The Tribeca Film Festival scheduled Ticked-Off Trannies to debut at its 2010 festival. This drew a complaint from the Gay & Lesbian Alliance Against Defamation (GLAAD), which stated that the film "misrepresent[s] the lives of transgender women and use[s] grotesque, exploitative depictions of violence against transgender women in ways that make light of the horrific brutality they all too often face". GLAAD claimed that the film conflated transgender identity with drag, which would create the impression in viewers unfamiliar with trans issues that "transgender women are ridiculous caricatures of 'real women'". GLAAD also criticized the filmmakers for referencing the real-life murders of trans woman Angie Zapata and gay teenager Jorge Mercado in the original trailer, which GLAAD believed reduced their murders to the level of the "outlandish violence" of the film.

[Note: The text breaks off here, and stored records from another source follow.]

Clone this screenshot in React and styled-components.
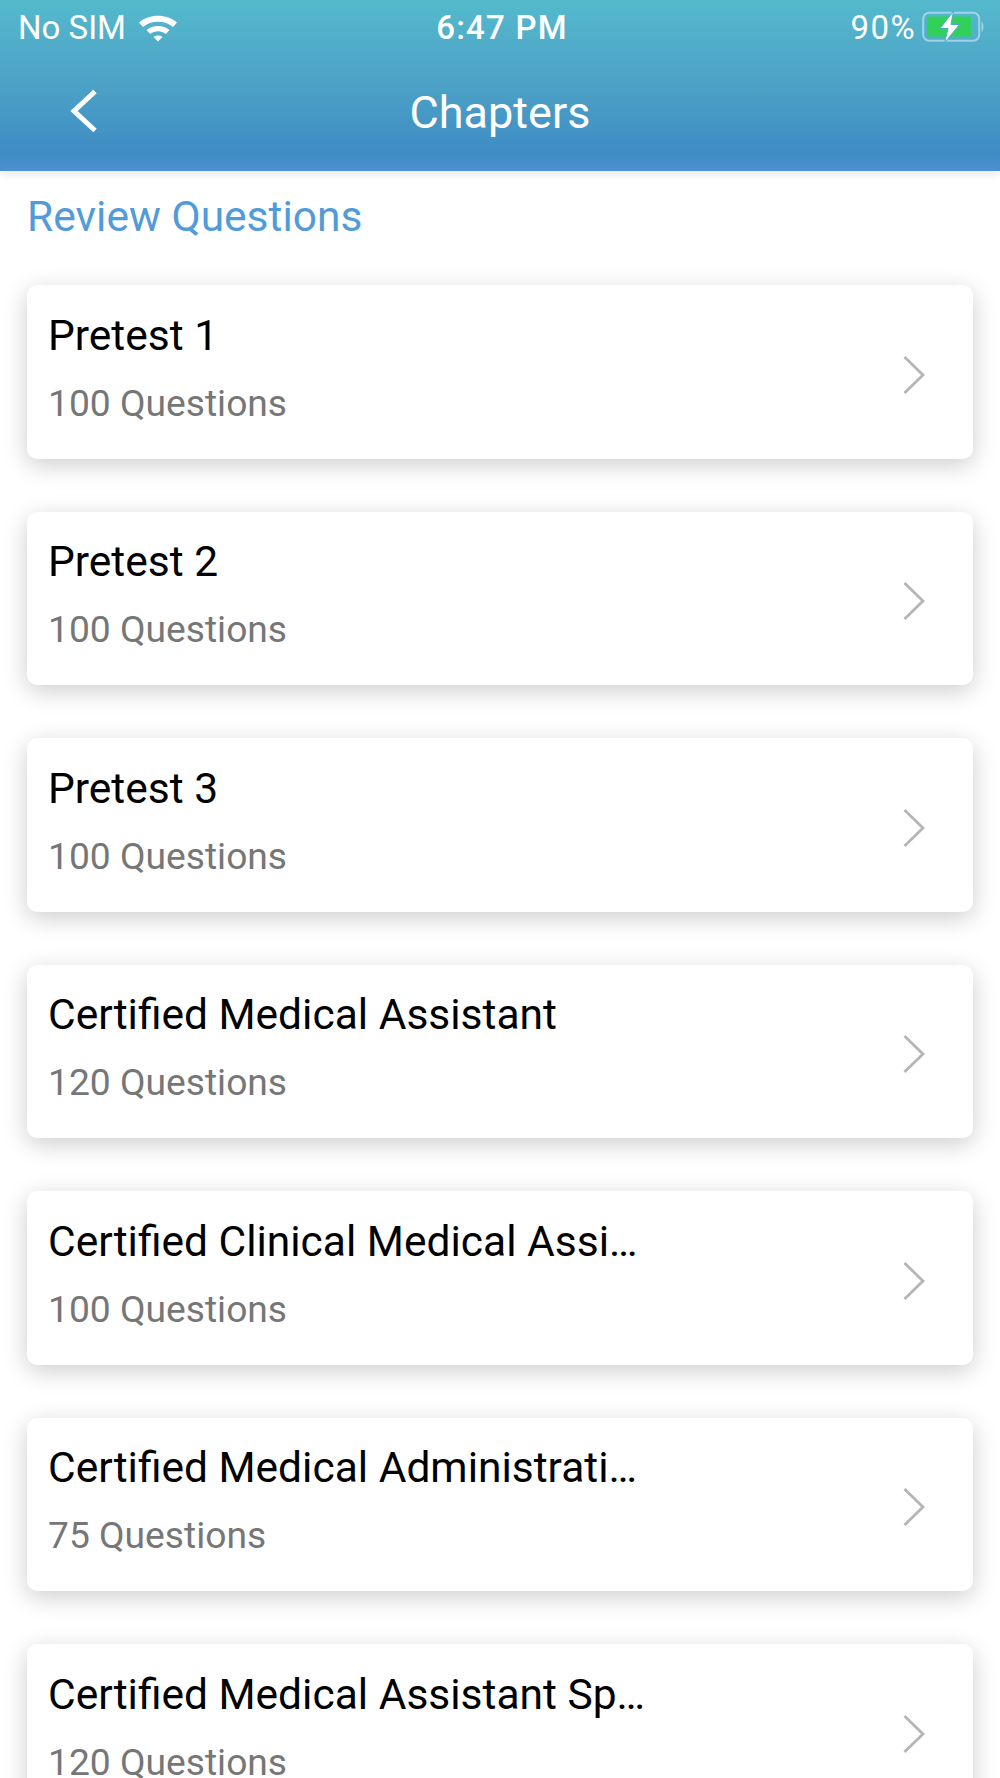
import React from "react";
import styled, { createGlobalStyle } from "styled-components";

const chapters = [
  { title: "Pretest 1", count: "100 Questions" },
  { title: "Pretest 2", count: "100 Questions" },
  { title: "Pretest 3", count: "100 Questions" },
  { title: "Certified Medical Assistant", count: "120 Questions" },
  { title: "Certified Clinical Medical Assi…", count: "100 Questions" },
  { title: "Certified Medical Administrati…", count: "75 Questions" },
  { title: "Certified Medical Assistant Sp…", count: "120 Questions" },
];

const App = () => {
  return (
    <Page>
      <GlobalStyle />
      <Header>
        <StatusBar>
          <StatusLeft>
            <span>No SIM</span>
            <svg width="40" height="30" viewBox="0 0 40 30">
              <path
                d="M1 10.5C11 1.5 29 1.5 39 10.5L35 15C27 8 13 8 5 15Z"
                fill="#fff"
              />
              <path
                d="M8.5 18C15 12.6 25 12.6 31.5 18L27.8 22C23 18.4 17 18.4 12.2 22Z"
                fill="#fff"
              />
              <path d="M15.5 25C18 23 22 23 24.5 25L20 29.5Z" fill="#fff" />
            </svg>
          </StatusLeft>
          <Clock>6:47 PM</Clock>
          <StatusRight>
            <BatteryText>90%</BatteryText>
            <svg width="64" height="32" viewBox="0 0 64 32">
              <rect
                x="1.2"
                y="1.8"
                width="56"
                height="28"
                rx="6"
                fill="none"
                stroke="rgba(255,255,255,0.45)"
                strokeWidth="2"
              />
              <rect x="5" y="5.5" width="44" height="20" rx="2" fill="#30d158" />
              <path d="M59.5 10.5C62 11.5 62 20 59.5 21Z" fill="rgba(255,255,255,0.45)" />
              <path
                d="M31.5 0L18 17.5H26L22.5 32L37.5 13.5H29Z"
                fill="#fff"
                stroke="#4fa9c6"
                strokeWidth="1"
              />
            </svg>
          </StatusRight>
        </StatusBar>
        <NavBar>
          <BackButton>
            <svg width="30" height="44" viewBox="0 0 30 44">
              <path
                d="M27 2.5L6 22L27 41.5"
                fill="none"
                stroke="#fff"
                strokeWidth="5"
              />
            </svg>
          </BackButton>
          <NavTitle>Chapters</NavTitle>
        </NavBar>
      </Header>

      <Content>
        <SectionTitle>Review Questions</SectionTitle>
        <List>
          {chapters.map((chapter, i) => (
            <Card key={i}>
              <div>
                <CardTitle>{chapter.title}</CardTitle>
                <CardCount>{chapter.count}</CardCount>
              </div>
              <Chevron width="24" height="40" viewBox="0 0 24 40">
                <path
                  d="M2.5 2L21 20L2.5 38"
                  fill="none"
                  stroke="#b5b5b5"
                  strokeWidth="2.8"
                />
              </Chevron>
            </Card>
          ))}
        </List>
      </Content>
    </Page>
  );
};

export default App;

const GlobalStyle = createGlobalStyle`
  html, body {
    margin: 0;
    padding: 0;
    background: #fff;
  }
`;

const Page = styled.div`
  width: 1000px;
  height: 1778px;
  overflow: hidden;
  font-family: Roboto, "Liberation Sans", sans-serif;
  background: #fff;
`;

const Header = styled.header`
  position: relative;
  height: 171px;
  box-sizing: border-box;
  background: linear-gradient(180deg, #55b9cd 0%, #4da4c6 45%, #3f8cc5 90%, #4a90d0 100%);
  box-shadow: 0 2px 10px rgba(0, 0, 0, 0.12);
  color: #fff;
`;

const StatusBar = styled.div`
  display: grid;
  grid-template-columns: 1fr auto 1fr;
  align-items: center;
  height: 54px;
  padding: 0 14px 0 18px;
  font-size: 33px;
`;

const StatusLeft = styled.div`
  display: flex;
  align-items: center;
  gap: 12px;
`;

const Clock = styled.div`
  font-weight: 500;
  letter-spacing: 1.2px;
`;

const StatusRight = styled.div`
  display: flex;
  align-items: center;
  justify-content: flex-end;
  gap: 6px;
`;

const BatteryText = styled.span`
  font-size: 33px;
  letter-spacing: 1.4px;
`;

const NavBar = styled.div`
  display: flex;
  align-items: center;
  height: 117px;
  position: relative;
  justify-content: center;
  box-sizing: border-box;
`;

const BackButton = styled.div`
  position: absolute;
  left: 68px;
  top: 35px;
  display: flex;
`;

const NavTitle = styled.div`
  font-size: 45px;
`;

const Content = styled.main`
  padding: 22px 27px 0;
`;

const SectionTitle = styled.div`
  font-size: 42.5px;
  line-height: 48px;
  color: #519bd8;
`;

const List = styled.div`
  display: flex;
  flex-direction: column;
  gap: 53px;
  margin-top: 44px;
`;

const Card = styled.div`
  flex: none;
  height: 173.5px;
  box-sizing: border-box;
  display: flex;
  align-items: center;
  justify-content: space-between;
  padding: 0 47px 0 21px;
  background: #fff;
  border-radius: 10px;
  box-shadow: 0 6px 24px rgba(0, 0, 0, 0.2);
`;

const CardTitle = styled.div`
  font-size: 42.5px;
  line-height: 50px;
  color: #000;
  margin-top: -7px;
`;

const CardCount = styled.div`
  font-size: 37.2px;
  line-height: 46px;
  margin-top: 19px;
  color: #767676;
`;

const Chevron = styled.svg`
  margin-top: 6px;
`;
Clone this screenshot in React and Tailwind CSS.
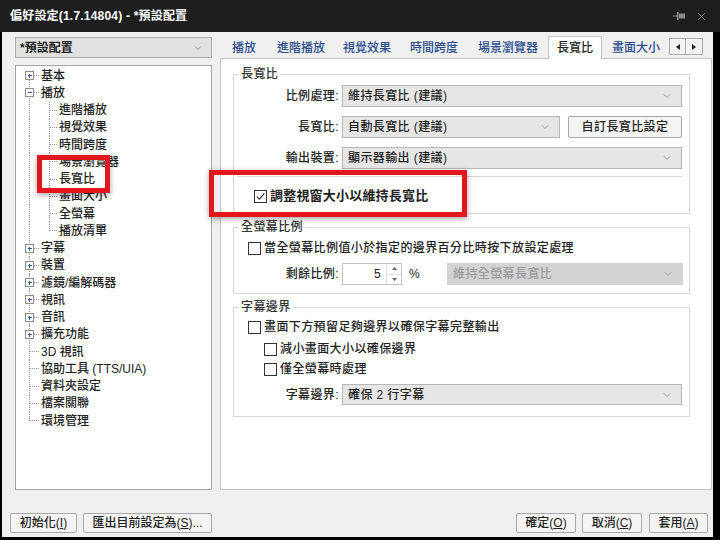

Tribeca issued a response to GLAAD's concerns, noting that GLAAD had been provided with a copy of the film well in advance of the festival and that the organization had offered media advice to the producers, director Luna and members of the cast.

Writer and director Luna was puzzled by the negative reaction. He noted that the film's theme was one of empowerment, not victimhood. Luna said that he checked with many members of the Dallas transgender community, including those who worked on the film, regarding the use of the word "trannies" in the title and they had no issue with it, although he acknowledged that others within the community did object to it. He did, however, decide to re-cut the trailer to remove references to murder victims Zapata and Mercado.

Lead actress Krystal Summers responded to the controversy, saying, "Our film does not promote hate or violence against transgender women. It is not a documentary, but a work of fiction and a revenge fantasy." She asked the viewing public to judge the film on its own merits and not on the basis of GLAAD's opinion.